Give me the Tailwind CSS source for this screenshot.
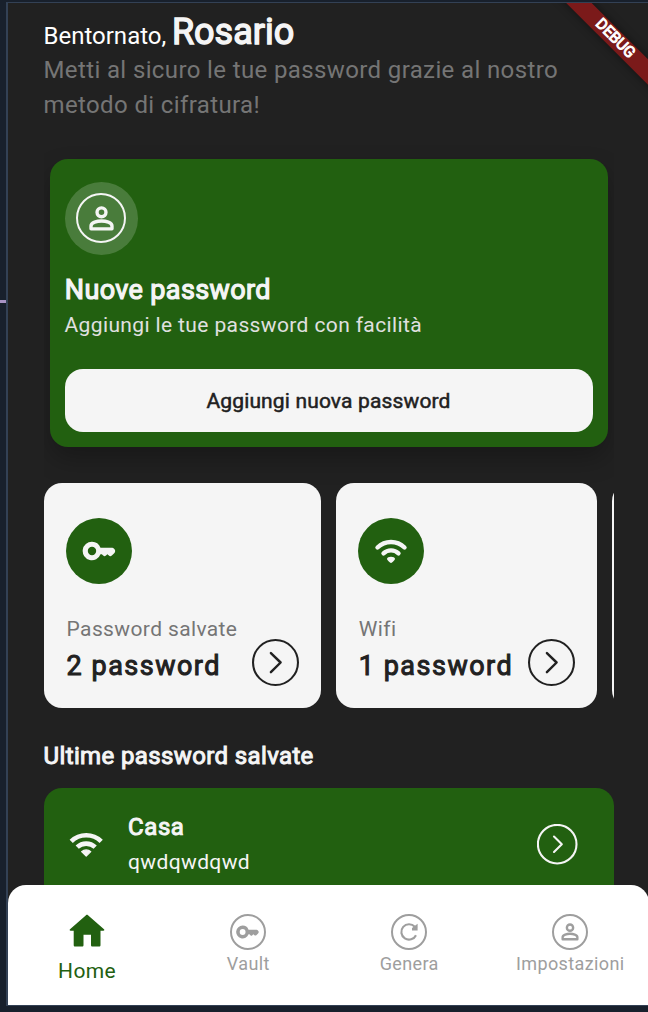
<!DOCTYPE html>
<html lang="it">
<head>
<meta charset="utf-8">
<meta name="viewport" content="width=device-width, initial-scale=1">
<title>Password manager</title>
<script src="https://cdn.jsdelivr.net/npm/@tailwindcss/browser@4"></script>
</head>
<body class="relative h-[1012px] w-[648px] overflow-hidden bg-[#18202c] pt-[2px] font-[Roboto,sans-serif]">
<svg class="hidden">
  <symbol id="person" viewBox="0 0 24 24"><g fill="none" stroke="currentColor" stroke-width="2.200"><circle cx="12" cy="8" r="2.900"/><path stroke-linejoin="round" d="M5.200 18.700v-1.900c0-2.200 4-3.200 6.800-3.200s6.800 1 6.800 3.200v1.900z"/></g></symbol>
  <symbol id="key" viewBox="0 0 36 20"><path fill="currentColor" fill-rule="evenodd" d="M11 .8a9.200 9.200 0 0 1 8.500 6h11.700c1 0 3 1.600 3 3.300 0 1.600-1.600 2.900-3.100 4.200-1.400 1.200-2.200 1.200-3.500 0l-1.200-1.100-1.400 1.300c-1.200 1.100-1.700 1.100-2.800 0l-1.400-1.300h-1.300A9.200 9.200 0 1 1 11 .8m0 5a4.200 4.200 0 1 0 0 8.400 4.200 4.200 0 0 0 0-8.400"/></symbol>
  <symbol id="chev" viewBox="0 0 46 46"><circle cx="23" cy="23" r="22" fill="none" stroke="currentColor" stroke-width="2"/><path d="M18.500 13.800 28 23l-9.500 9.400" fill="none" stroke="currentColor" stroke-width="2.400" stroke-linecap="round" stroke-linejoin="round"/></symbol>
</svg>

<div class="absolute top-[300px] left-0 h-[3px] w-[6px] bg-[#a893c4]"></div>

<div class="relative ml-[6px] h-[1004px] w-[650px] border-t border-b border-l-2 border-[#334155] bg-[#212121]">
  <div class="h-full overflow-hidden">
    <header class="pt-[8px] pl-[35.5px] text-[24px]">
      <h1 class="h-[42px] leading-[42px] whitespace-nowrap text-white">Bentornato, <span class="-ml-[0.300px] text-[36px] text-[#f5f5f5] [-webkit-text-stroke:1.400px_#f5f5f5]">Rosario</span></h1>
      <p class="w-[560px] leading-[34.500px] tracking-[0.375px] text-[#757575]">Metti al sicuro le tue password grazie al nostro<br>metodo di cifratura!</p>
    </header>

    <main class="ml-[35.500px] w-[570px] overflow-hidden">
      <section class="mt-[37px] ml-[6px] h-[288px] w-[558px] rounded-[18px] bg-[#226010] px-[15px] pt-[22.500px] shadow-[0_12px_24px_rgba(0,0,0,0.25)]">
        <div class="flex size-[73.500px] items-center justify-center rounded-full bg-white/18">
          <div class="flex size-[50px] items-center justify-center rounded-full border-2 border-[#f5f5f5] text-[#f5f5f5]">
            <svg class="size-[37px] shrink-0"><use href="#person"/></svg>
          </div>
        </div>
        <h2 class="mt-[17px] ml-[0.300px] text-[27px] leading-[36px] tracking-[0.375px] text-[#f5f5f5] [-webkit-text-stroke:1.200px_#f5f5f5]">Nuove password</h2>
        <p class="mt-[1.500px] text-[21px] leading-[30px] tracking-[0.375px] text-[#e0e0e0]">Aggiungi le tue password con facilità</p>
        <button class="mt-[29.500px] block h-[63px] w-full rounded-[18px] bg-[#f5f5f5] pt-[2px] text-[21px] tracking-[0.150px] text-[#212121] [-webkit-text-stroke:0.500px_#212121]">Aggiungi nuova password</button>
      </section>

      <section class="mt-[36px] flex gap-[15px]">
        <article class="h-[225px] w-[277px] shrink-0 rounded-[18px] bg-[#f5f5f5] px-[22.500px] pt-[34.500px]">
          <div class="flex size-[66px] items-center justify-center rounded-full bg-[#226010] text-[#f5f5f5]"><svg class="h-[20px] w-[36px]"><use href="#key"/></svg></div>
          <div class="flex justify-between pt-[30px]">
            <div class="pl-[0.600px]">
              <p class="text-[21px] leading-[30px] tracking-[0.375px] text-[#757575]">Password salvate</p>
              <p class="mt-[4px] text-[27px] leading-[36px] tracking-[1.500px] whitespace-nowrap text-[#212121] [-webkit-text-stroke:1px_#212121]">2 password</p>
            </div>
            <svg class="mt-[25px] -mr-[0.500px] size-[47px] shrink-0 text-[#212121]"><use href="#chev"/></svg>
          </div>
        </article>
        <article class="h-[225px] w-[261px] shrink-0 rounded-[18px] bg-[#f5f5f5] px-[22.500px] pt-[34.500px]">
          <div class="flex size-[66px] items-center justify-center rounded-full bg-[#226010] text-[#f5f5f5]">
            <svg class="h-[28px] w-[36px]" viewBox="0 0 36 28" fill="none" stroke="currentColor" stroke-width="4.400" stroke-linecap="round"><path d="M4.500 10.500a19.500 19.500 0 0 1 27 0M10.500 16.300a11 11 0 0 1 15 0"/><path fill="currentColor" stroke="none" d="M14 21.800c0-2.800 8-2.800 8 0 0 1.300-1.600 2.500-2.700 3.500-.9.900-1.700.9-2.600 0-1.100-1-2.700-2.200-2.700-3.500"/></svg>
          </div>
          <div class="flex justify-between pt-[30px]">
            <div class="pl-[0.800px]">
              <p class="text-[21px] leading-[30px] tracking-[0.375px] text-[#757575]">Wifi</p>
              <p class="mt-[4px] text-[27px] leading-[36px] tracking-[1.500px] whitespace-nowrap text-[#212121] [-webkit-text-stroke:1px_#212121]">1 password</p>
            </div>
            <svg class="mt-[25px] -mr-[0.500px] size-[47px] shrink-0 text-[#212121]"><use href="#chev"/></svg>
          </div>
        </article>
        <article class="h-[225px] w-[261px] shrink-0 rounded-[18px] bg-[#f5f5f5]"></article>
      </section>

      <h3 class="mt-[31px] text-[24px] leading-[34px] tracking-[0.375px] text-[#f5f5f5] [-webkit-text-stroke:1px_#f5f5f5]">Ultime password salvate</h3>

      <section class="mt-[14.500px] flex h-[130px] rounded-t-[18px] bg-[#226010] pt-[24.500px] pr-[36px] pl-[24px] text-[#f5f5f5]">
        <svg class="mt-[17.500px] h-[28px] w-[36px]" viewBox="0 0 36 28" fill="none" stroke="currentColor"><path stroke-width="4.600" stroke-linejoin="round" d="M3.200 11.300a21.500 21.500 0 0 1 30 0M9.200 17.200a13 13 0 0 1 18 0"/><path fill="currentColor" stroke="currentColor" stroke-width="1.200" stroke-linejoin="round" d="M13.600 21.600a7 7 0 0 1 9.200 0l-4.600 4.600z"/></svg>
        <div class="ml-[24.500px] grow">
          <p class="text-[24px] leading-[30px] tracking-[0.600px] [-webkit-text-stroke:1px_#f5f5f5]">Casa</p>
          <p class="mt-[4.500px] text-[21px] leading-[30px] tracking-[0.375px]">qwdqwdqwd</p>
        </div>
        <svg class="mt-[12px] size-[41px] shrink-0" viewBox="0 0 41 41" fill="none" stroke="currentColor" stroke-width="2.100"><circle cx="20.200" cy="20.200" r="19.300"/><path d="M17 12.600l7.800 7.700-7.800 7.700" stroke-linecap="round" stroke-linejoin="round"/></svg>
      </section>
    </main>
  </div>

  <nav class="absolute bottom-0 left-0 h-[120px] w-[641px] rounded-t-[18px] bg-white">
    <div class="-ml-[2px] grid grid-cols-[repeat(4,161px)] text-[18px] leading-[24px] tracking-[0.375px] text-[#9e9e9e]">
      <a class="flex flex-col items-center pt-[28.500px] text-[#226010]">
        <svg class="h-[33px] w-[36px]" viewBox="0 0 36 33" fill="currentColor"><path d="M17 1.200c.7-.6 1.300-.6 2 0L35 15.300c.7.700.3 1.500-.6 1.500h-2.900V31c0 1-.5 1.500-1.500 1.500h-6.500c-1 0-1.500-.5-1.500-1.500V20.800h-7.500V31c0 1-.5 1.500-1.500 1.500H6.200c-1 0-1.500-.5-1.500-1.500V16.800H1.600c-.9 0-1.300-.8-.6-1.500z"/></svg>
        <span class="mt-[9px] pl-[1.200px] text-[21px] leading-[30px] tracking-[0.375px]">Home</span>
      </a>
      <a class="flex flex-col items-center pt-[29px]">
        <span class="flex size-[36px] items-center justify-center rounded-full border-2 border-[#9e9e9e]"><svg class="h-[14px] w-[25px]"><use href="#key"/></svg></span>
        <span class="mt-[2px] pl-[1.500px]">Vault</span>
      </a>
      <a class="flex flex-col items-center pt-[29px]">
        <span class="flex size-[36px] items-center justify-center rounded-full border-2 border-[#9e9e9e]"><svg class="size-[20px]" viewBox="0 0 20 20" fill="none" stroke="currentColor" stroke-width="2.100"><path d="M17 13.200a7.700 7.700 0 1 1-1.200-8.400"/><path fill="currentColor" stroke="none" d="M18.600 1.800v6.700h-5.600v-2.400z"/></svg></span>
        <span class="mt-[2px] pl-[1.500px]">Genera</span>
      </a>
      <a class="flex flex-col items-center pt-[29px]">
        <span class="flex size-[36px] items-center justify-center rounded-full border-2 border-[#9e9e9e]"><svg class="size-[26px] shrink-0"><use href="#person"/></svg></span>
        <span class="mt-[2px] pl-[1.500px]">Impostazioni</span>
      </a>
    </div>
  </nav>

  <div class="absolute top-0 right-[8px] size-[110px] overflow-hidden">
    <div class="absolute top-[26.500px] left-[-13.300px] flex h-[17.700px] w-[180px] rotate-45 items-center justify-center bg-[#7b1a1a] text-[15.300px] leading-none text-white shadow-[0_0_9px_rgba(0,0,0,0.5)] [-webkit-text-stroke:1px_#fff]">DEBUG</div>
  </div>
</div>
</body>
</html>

------------------------------------------------------------

» Task details
Leave out any pictures, please, and quote only the lines from the top of the data through the line that contains "top-[300px] left-0 h-[3px]".

» Finished answer
Give me the Tailwind CSS source for this screenshot.
<!DOCTYPE html>
<html lang="it">
<head>
<meta charset="utf-8">
<meta name="viewport" content="width=device-width, initial-scale=1">
<title>Password manager</title>
<script src="https://cdn.jsdelivr.net/npm/@tailwindcss/browser@4"></script>
</head>
<body class="relative h-[1012px] w-[648px] overflow-hidden bg-[#18202c] pt-[2px] font-[Roboto,sans-serif]">
<svg class="hidden">
  <symbol id="person" viewBox="0 0 24 24"><g fill="none" stroke="currentColor" stroke-width="2.200"><circle cx="12" cy="8" r="2.900"/><path stroke-linejoin="round" d="M5.200 18.700v-1.900c0-2.200 4-3.200 6.800-3.200s6.800 1 6.800 3.200v1.900z"/></g></symbol>
  <symbol id="key" viewBox="0 0 36 20"><path fill="currentColor" fill-rule="evenodd" d="M11 .8a9.200 9.200 0 0 1 8.500 6h11.700c1 0 3 1.600 3 3.300 0 1.600-1.600 2.900-3.100 4.200-1.400 1.200-2.200 1.200-3.500 0l-1.200-1.100-1.400 1.300c-1.200 1.100-1.700 1.100-2.800 0l-1.400-1.300h-1.300A9.200 9.200 0 1 1 11 .8m0 5a4.200 4.200 0 1 0 0 8.400 4.200 4.200 0 0 0 0-8.400"/></symbol>
  <symbol id="chev" viewBox="0 0 46 46"><circle cx="23" cy="23" r="22" fill="none" stroke="currentColor" stroke-width="2"/><path d="M18.500 13.800 28 23l-9.500 9.400" fill="none" stroke="currentColor" stroke-width="2.400" stroke-linecap="round" stroke-linejoin="round"/></symbol>
</svg>

<div class="absolute top-[300px] left-0 h-[3px] w-[6px] bg-[#a893c4]"></div>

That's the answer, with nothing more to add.